What Skeptical AI Agent Coding Looks Like When Someone Documents It Carefully

Simon Willison has been one of the more measured voices in the AI space, which is part of what makes his deep-dive into AI agent coding worth reading. The piece was published in late February and documents his experience from the inside, with enough specificity to be useful rather than just another hot take in either direction.

The framing matters here. Willison is not someone who dismisses AI tooling, but he is someone who has consistently pushed back on overclaiming. So when he spends a long post documenting what it actually looked like to let an agent run on a real task, the details carry weight. He is not trying to convert anyone. He is reporting what he saw.

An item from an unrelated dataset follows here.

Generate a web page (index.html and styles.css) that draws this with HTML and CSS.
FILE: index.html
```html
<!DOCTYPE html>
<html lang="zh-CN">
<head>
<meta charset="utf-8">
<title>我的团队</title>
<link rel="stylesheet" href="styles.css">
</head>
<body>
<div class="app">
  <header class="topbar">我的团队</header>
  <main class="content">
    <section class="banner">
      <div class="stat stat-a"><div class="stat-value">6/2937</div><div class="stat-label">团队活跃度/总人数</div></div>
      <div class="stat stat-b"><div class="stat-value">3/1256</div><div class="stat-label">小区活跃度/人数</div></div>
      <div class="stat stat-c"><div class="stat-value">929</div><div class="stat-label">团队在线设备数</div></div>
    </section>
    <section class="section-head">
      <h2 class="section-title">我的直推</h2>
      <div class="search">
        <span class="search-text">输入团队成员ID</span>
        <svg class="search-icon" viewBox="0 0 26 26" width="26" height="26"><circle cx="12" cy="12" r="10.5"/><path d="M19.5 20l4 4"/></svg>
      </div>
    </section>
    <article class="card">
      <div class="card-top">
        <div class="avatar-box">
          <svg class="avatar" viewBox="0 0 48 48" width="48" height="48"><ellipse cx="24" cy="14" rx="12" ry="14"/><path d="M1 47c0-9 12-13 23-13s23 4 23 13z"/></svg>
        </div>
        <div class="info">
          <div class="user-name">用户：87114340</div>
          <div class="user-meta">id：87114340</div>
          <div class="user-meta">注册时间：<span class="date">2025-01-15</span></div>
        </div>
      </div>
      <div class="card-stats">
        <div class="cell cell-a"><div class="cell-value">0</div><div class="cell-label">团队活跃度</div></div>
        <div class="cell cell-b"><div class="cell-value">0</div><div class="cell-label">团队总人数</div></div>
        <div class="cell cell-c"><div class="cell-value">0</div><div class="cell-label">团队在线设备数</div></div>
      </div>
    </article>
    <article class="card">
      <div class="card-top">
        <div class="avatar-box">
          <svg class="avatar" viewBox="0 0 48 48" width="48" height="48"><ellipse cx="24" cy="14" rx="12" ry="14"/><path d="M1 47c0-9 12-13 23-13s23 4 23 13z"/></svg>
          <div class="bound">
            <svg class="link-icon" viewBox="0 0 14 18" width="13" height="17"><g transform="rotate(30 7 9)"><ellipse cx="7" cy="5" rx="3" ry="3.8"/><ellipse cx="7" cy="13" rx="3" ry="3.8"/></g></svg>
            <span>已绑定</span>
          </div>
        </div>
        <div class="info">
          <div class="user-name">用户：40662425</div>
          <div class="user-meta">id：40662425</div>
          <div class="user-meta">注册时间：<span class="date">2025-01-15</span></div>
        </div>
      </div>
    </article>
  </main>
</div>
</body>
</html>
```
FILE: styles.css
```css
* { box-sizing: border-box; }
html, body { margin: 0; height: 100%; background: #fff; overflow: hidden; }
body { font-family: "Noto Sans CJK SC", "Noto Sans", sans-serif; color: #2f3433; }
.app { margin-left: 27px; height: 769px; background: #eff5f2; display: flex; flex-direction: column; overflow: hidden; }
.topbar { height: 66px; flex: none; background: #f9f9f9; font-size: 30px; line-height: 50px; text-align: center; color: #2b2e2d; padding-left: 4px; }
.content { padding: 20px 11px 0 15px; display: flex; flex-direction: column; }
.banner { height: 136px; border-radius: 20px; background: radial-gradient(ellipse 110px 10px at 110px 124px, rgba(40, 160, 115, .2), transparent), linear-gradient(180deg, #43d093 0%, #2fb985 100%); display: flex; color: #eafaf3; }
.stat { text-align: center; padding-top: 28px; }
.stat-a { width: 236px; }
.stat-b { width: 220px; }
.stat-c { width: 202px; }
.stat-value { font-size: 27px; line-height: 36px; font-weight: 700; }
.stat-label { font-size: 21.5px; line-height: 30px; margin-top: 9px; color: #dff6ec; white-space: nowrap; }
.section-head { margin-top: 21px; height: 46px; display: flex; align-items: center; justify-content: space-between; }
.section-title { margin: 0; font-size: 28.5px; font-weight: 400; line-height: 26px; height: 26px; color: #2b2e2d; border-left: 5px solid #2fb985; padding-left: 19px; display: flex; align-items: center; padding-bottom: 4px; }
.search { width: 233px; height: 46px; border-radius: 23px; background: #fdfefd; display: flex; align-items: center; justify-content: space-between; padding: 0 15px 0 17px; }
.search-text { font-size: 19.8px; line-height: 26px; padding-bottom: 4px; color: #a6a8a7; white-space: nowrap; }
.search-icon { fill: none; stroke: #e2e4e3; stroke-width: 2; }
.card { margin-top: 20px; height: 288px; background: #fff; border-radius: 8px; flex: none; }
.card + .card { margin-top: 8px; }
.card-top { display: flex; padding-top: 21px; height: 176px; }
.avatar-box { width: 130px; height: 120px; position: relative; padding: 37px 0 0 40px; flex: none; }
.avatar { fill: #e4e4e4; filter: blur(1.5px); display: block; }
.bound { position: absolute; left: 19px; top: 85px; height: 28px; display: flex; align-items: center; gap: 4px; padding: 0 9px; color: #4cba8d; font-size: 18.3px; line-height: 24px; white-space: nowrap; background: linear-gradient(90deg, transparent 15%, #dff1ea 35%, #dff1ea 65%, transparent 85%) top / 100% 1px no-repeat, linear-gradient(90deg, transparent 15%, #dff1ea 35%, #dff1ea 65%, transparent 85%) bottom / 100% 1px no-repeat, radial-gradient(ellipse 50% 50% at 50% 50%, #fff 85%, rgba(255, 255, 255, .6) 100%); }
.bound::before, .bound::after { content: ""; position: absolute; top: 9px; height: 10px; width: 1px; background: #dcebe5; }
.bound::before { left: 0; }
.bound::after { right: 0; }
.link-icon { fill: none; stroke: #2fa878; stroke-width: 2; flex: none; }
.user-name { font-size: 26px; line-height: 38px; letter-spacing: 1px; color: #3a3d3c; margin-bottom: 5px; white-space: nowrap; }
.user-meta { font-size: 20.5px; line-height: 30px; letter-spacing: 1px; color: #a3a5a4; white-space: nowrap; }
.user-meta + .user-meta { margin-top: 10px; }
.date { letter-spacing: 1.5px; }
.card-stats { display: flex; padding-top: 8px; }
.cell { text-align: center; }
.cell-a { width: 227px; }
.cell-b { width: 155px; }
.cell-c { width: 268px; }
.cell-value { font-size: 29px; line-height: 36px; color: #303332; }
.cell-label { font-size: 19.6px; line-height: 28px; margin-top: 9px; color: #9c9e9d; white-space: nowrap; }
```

What stands out to me, reading this as someone who spends a fair amount of time building things with agent-adjacent workflows, is how much the value seems to depend on documentation and verification overhead. Agents do work. They also confidently produce plausible-looking results that are subtly wrong in ways that take longer to catch than they would have taken to write correctly. The net time savings depends on the task, your familiarity with the domain, and how quickly you can review output.

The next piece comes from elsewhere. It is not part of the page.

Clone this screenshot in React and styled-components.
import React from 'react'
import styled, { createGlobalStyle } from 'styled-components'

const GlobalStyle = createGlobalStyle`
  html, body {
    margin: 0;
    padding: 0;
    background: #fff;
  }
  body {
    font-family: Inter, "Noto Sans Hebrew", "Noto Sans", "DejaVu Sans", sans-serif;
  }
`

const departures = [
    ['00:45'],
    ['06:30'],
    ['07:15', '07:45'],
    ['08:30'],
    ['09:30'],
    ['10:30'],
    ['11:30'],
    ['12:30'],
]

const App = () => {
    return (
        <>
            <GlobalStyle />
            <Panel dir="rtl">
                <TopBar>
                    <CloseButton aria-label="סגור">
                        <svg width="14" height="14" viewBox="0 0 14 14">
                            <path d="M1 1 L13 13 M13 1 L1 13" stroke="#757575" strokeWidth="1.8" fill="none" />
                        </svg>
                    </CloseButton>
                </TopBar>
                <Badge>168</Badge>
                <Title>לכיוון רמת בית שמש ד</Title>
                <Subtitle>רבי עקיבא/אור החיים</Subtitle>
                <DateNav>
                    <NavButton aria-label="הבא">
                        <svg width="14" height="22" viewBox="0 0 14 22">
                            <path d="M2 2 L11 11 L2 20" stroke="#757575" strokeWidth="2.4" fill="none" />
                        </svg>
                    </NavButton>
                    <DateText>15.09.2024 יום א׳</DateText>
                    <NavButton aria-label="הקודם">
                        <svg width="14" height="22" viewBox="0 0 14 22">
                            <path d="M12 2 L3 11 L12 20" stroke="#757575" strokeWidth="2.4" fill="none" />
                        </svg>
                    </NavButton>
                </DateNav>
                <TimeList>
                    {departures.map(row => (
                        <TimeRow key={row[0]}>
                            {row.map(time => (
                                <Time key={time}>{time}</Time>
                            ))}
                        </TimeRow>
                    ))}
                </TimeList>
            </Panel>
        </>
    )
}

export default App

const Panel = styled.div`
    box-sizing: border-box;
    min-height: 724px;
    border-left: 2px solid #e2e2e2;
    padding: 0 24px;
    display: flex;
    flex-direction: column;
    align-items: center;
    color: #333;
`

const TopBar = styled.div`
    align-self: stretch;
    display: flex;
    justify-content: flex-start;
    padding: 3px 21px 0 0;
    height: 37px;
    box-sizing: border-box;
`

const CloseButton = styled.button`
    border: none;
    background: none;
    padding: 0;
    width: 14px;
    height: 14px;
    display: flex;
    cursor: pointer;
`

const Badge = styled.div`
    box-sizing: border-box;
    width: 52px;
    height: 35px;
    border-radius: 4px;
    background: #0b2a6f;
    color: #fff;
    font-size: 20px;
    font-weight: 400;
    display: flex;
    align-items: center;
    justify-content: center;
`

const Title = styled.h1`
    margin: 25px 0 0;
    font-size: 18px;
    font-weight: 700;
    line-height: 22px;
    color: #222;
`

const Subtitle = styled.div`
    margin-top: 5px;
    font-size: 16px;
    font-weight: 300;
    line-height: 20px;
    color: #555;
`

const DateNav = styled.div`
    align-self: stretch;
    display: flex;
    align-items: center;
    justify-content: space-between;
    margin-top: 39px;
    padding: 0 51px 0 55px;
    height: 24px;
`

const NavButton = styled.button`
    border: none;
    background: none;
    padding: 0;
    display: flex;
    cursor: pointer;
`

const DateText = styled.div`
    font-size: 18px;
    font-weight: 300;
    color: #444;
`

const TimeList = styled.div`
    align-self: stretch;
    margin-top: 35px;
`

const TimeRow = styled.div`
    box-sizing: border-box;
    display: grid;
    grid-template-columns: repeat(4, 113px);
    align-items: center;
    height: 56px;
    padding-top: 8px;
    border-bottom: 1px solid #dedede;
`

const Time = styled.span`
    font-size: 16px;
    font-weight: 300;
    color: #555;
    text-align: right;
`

I have run into this building Discord bots. Letting a model scaffold a feature is fast. Trusting that scaffold without reading it carefully is where the time debt accumulates. The cases where I come out ahead are the ones where I already understand the code well enough to skim the output and spot issues. The cases where I do not are the ones where I would have been better off writing it myself.

Willison’s approach, documenting the process in excessive detail, is itself a useful practice regardless of your position on AI tooling. Understanding when you are saving time versus deferring review costs is something most developers have not systematized. The post is a case study in that kind of accounting.

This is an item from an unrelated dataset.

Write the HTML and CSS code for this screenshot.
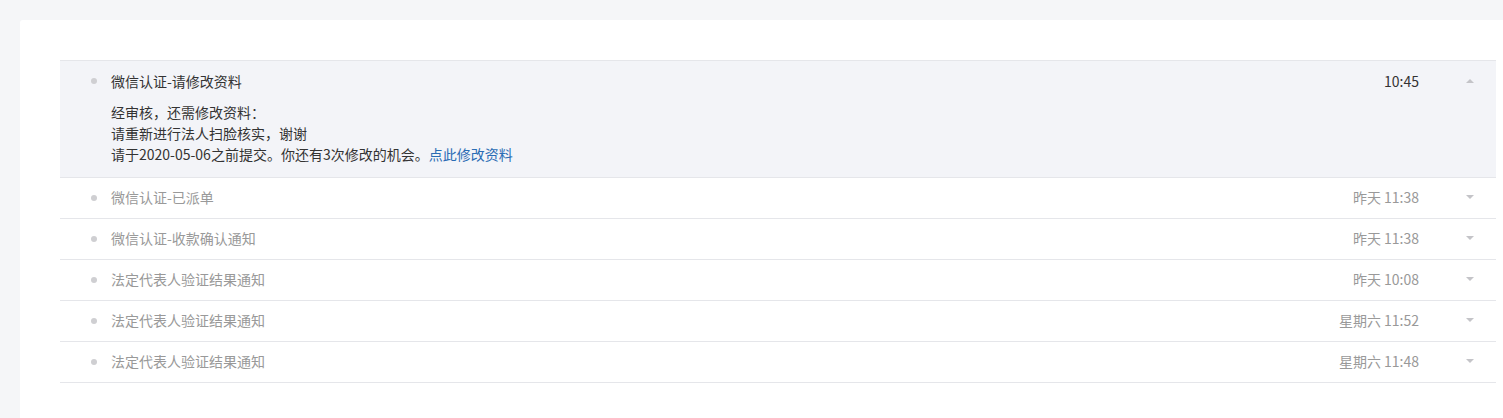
FILE: index.html
```html
<!DOCTYPE html>
<html lang="zh-CN">
<head>
<meta charset="utf-8">
<title>消息通知</title>
<link rel="stylesheet" href="styles.css">
</head>
<body>
<div class="card">
  <ul class="msg-list">
    <li class="msg open">
      <div class="msg-head">
        <span class="dot"></span>
        <span class="title">微信认证-请修改资料</span>
        <span class="time">10:45</span>
        <span class="caret"><span class="tri up"></span></span>
      </div>
      <div class="msg-body">
        <p>经审核，还需修改资料：</p>
        <p>请重新进行法人扫脸核实，谢谢</p>
        <p>请于2020-05-06之前提交。你还有3次修改的机会。<a class="link" href="#">点此修改资料</a></p>
      </div>
    </li>
    <li class="msg">
      <div class="msg-head">
        <span class="dot"></span>
        <span class="title">微信认证-已派单</span>
        <span class="time">昨天 11:38</span>
        <span class="caret"><span class="tri down"></span></span>
      </div>
    </li>
    <li class="msg">
      <div class="msg-head">
        <span class="dot"></span>
        <span class="title">微信认证-收款确认通知</span>
        <span class="time">昨天 11:38</span>
        <span class="caret"><span class="tri down"></span></span>
      </div>
    </li>
    <li class="msg">
      <div class="msg-head">
        <span class="dot"></span>
        <span class="title">法定代表人验证结果通知</span>
        <span class="time">昨天 10:08</span>
        <span class="caret"><span class="tri down"></span></span>
      </div>
    </li>
    <li class="msg">
      <div class="msg-head">
        <span class="dot"></span>
        <span class="title">法定代表人验证结果通知</span>
        <span class="time">星期六 11:52</span>
        <span class="caret"><span class="tri down"></span></span>
      </div>
    </li>
    <li class="msg">
      <div class="msg-head">
        <span class="dot"></span>
        <span class="title">法定代表人验证结果通知</span>
        <span class="time">星期六 11:48</span>
        <span class="caret"><span class="tri down"></span></span>
      </div>
    </li>
  </ul>
</div>
</body>
</html>
```
FILE: styles.css
```css
html, body {
  margin: 0;
  padding: 0;
  background: #f5f6f8;
  font-family: "Noto Sans CJK SC", "Liberation Sans", sans-serif;
  font-size: 14px;
  color: #333;
}
body {
  padding: 20px 0 0 20px;
  overflow: hidden;
  height: 100vh;
  box-sizing: border-box;
}
.card {
  background: #fff;
  border-radius: 3px 0 0 0;
  padding: 40px 7px 0 40px;
  height: 100%;
  box-sizing: border-box;
}
.msg-list {
  list-style: none;
  margin: 0;
  padding: 0;
  border-top: 1px solid #e5e6ea;
}
.msg {
  border-bottom: 1px solid #e5e6ea;
}
.msg.open {
  background: #f3f4f8;
}
.msg-head {
  display: flex;
  align-items: center;
  height: 40px;
  box-sizing: border-box;
  padding-bottom: 2px;
  line-height: 20px;
  padding-left: 31px;
  color: #999;
}
.msg.open .msg-head {
  height: 41px;
  color: #333;
}
.dot {
  width: 6px;
  height: 6px;
  border-radius: 50%;
  background: #cfcfd2;
  margin-right: 14px;
  margin-top: 1px;
  flex: none;
}
.title {
  flex: 1;
}
.time {
  flex: none;
}
.caret {
  width: 52px;
  margin-left: 25px;
  display: flex;
  justify-content: center;
  align-items: center;
  flex: none;
}
.tri {
  width: 0;
  height: 0;
  border-left: 4px solid transparent;
  border-right: 4px solid transparent;
}
.tri.up {
  border-bottom: 4px solid #c4c4c8;
}
.tri.down {
  border-top: 4px solid #c4c4c8;
}
.msg-body {
  padding: 0 0 12px 51px;
  line-height: 21px;
  color: #333;
}
.msg-body p {
  margin: 0;
}
.link {
  color: #2b6cb4;
  text-decoration: none;
}
```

The skeptic framing in the title is honest, but the piece is not a takedown. It reads more like field notes from someone willing to update their priors based on what they actually observed. That is a rarer thing than it should be in writing about this space.

If you have been putting off forming an opinion on AI agent coding because the discourse is too polarized to be useful, Willison’s post is a good place to start. It is specific, it is honest about limitations, and it does not try to sell you anything.